I think that the potential influence of NAO or AMO modes alongside volcanic forcing may also be specified.
The SEA statistical approach is interesting, but is it possible to integrate uncertainties models in this statistical approach? Or may it not be needed regarding the precise date obtained in archives?
The replication of this work is limited, which makes it difficult to generalize the results (two cores in BM bog). This limitation should be acknowledged, with maybe a suggestion to integrate additional sites from the Irish coast in future work?
6. Conclusions
In the conclusions, the evidence that storminess peaks align with some volcanic episodes is compelling regarding the entire paper, but I think that precaution is to rappel in the conclusion regarding each uncertainties combined, and the main limitation and uncertainties of this study may be detailed here.
Possible recommendations for the second version of this manuscript, or for further work:
Overall, this is an original study that provides an important contribution to the understanding of past storminess and its potential links to volcanic forcing in coastal Ireland.

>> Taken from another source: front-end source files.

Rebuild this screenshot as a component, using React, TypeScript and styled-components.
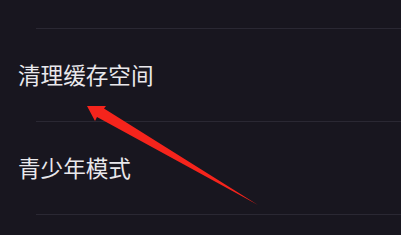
import * as React from 'react';
import styled, { createGlobalStyle } from 'styled-components';

const GlobalStyle = createGlobalStyle`
  html, body {
    margin: 0;
    padding: 0;
    background: #18161f;
  }
`;

const Page = styled.div`
  position: relative;
  width: 401px;
  height: 235px;
  overflow: hidden;
  background: #18161f;
  font-family: 'Noto Sans CJK SC', 'Noto Sans', sans-serif;
`;

const TopCut = styled.div`
  height: 28px;
`;

const Divider = styled.div`
  height: 1px;
  margin-left: 36px;
  background: #2a2833;
`;

const Row = styled.div`
  height: 92px;
  display: flex;
  align-items: center;
  padding-left: 18px;
`;

const Label = styled.span`
  color: #e9e8ec;
  font-size: 22.6px;
  line-height: 1;
`;

// red annotation arrow drawn over the list
const ArrowLayer = styled.svg`
  position: absolute;
  left: 0;
  top: 0;
  pointer-events: none;
`;

const items = ['清理缓存空间', '青少年模式'];

const App: React.FC = () => (
  <Page>
    <GlobalStyle />
    <TopCut />
    <Divider />
    {items.map((text) => (
      <React.Fragment key={text}>
        <Row>
          <Label>{text}</Label>
        </Row>
        <Divider />
      </React.Fragment>
    ))}
    <ArrowLayer width="401" height="235" viewBox="0 0 401 235">
      <polygon
        points="87,106 106,106 104,108.5 258,205 97,117 95,121"
        fill="#f5241c"
      />
    </ArrowLayer>
  </Page>
);

export default App;
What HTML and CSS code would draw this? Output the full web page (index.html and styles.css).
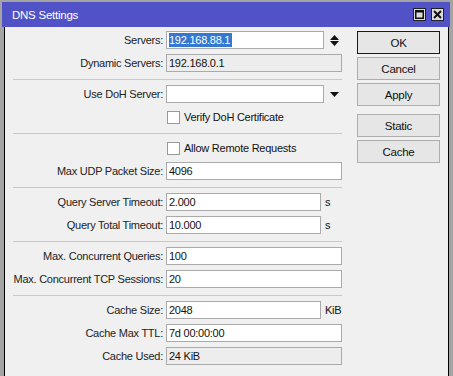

The authors developed an interdisciplinary framework that combines sedimentological, geochemical, chronological, and historical sources. To further strengthen the manuscript, I would encourage the team to consider reinforcing the chronological framework, propagating age uncertainties into the SEA, and calibrating the XRF-derived proxies with independent chemical and grain-size data, or to confirm it with other statistical measurements. It may also be valuable to explore statistical corrections for the humification effect on Br, to expand replication across additional cores or archives, and to normalize the documentary record for reporting bias. Finally, more advanced statistical approaches and future comparisons with climate model simulations could provide an even stronger basis for causal attribution. These suggestions do not diminish the quality of the present work but rather highlight promising avenues for further development and expansion of this already interesting contribution.